Comte argued that it was time to expand man’s scientific knowledge of the physical world to the social realm. A new science of society, “sociology” (Comte’s term), was the latest and highest of all the sciences. Possession of knowledge of the laws of social movement was what ideally bestowed the title to rule. Comte and his circle were never much impressed by democracy and favored instead one system or another of governance by experts. (Saint-Simon, for whom Comte worked for many years, once proposed running society with “Councils of Newton.”)

But there was an important twist to Comte’s praise of science. In contrast to many who thought that the scientific method and scientific values were sufficient to bind society together, Comte insisted that people had to believe. As faith in the transcendent was no longer -possible in the Positivist age, he called for “replacing God with Humanity.” The aim of this religion without God was to build a global community that assured the betterment of man’s lot. Postulating this objective as an ideal is what Comte meant by Humanity (now with a capital H).

Given the suspicion that many today hold toward religion of any kind, Comte’s insistence on the need for a religion might seem to run counter to modern sensibilities. But set the word religion aside, and it is just on this point that Comte’s thought proves most prescient. The combination of confidence in science and a religious-like enthusiasm was the hallmark of the Obama campaign, just as it is the most salient characteristic of the contemporary progressive impulse. Confidence in experts and the pledge to “restore science to its rightful place” went hand in hand with chants of “Yes we can” and with celebrations of the gift of charismatic leadership…

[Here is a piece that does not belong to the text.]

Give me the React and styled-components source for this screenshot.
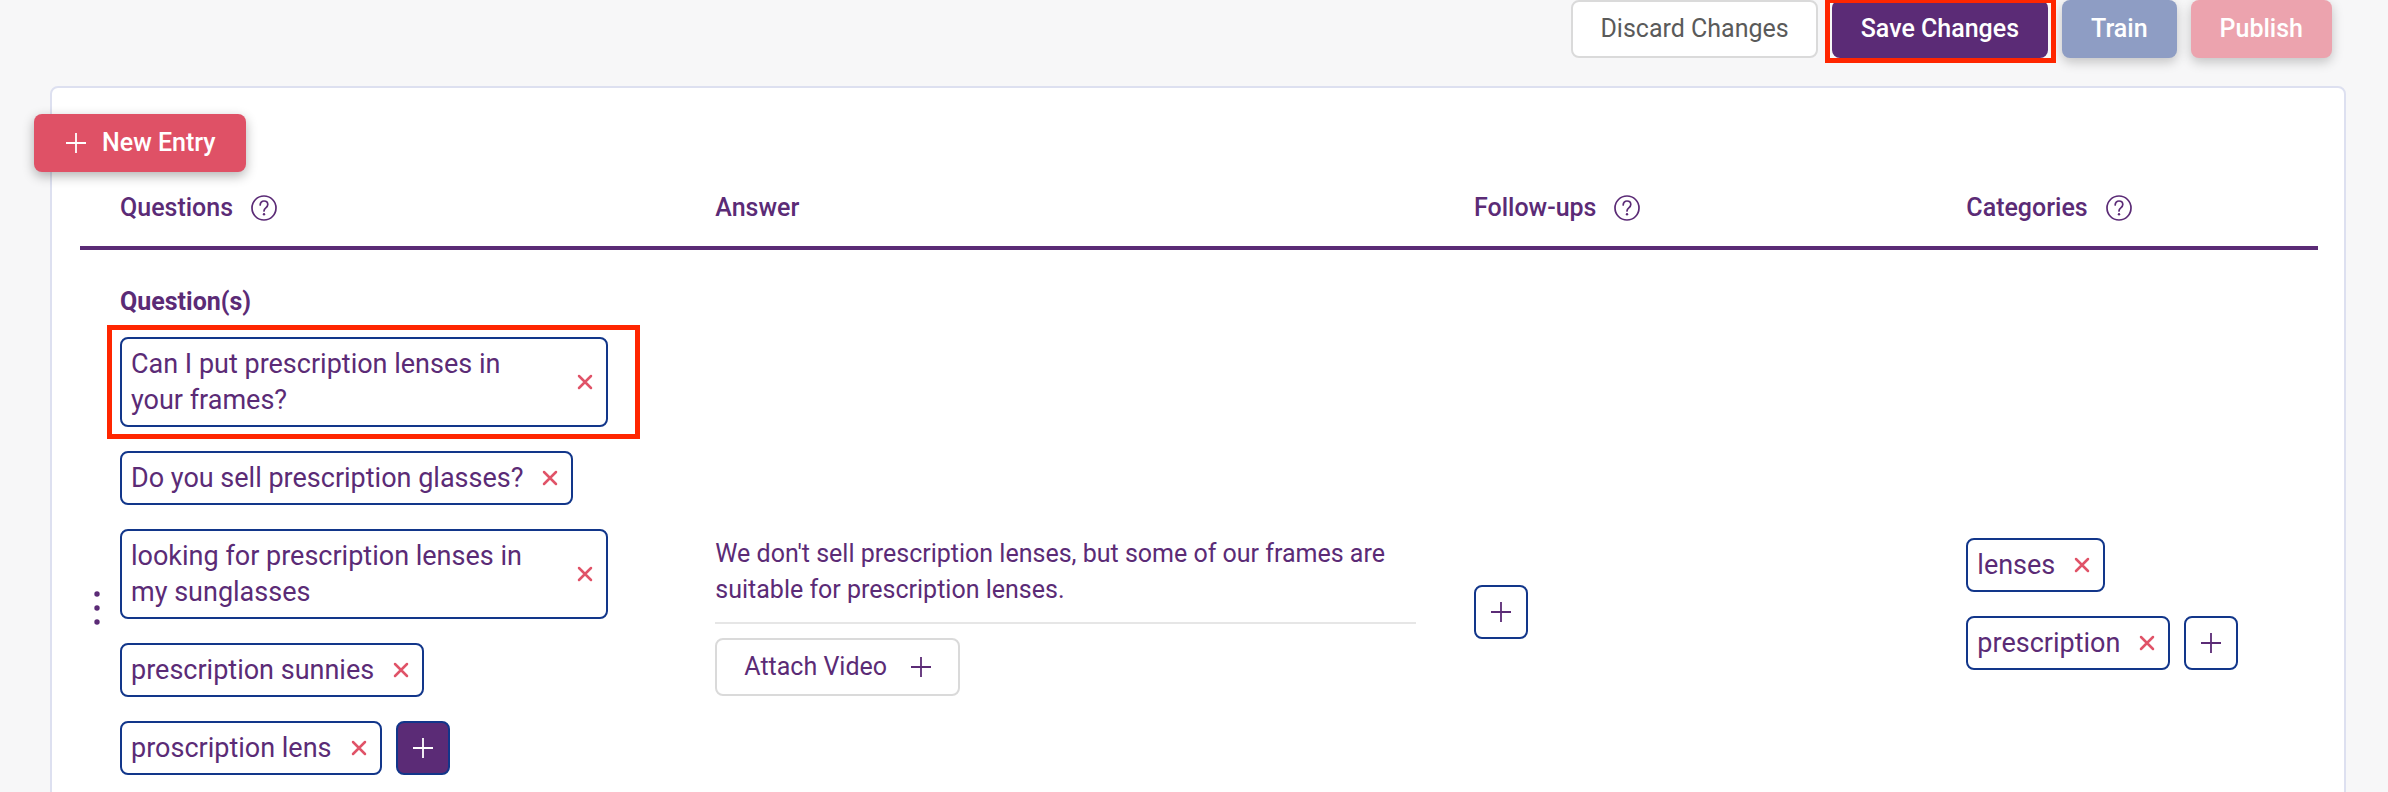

The same pressure to hew to the dictates of the new religion is evident in the efforts of Obama’s intellectual supporters to save postpartisanship from the simple hoax that most now believe it to have been. Postpartisanship, we are told, never meant anything as mundane as dealing with the other party. It referred instead to working with those who embrace the consensus of the new era. It therefore explicitly excludes the bulk of the Republican party, which comprises those who cling stubbornly to their theology and metaphysics. Only those elements that have adapted or evolved qualify as potential postpartisan partners. The standard for inclusion is not an expression of popular will, but criteria supplied by the idea of progress. What has made many Americans increasingly suspicious of the office of leader of Humanity is their growing perception that it rests ultimately on contempt for the people.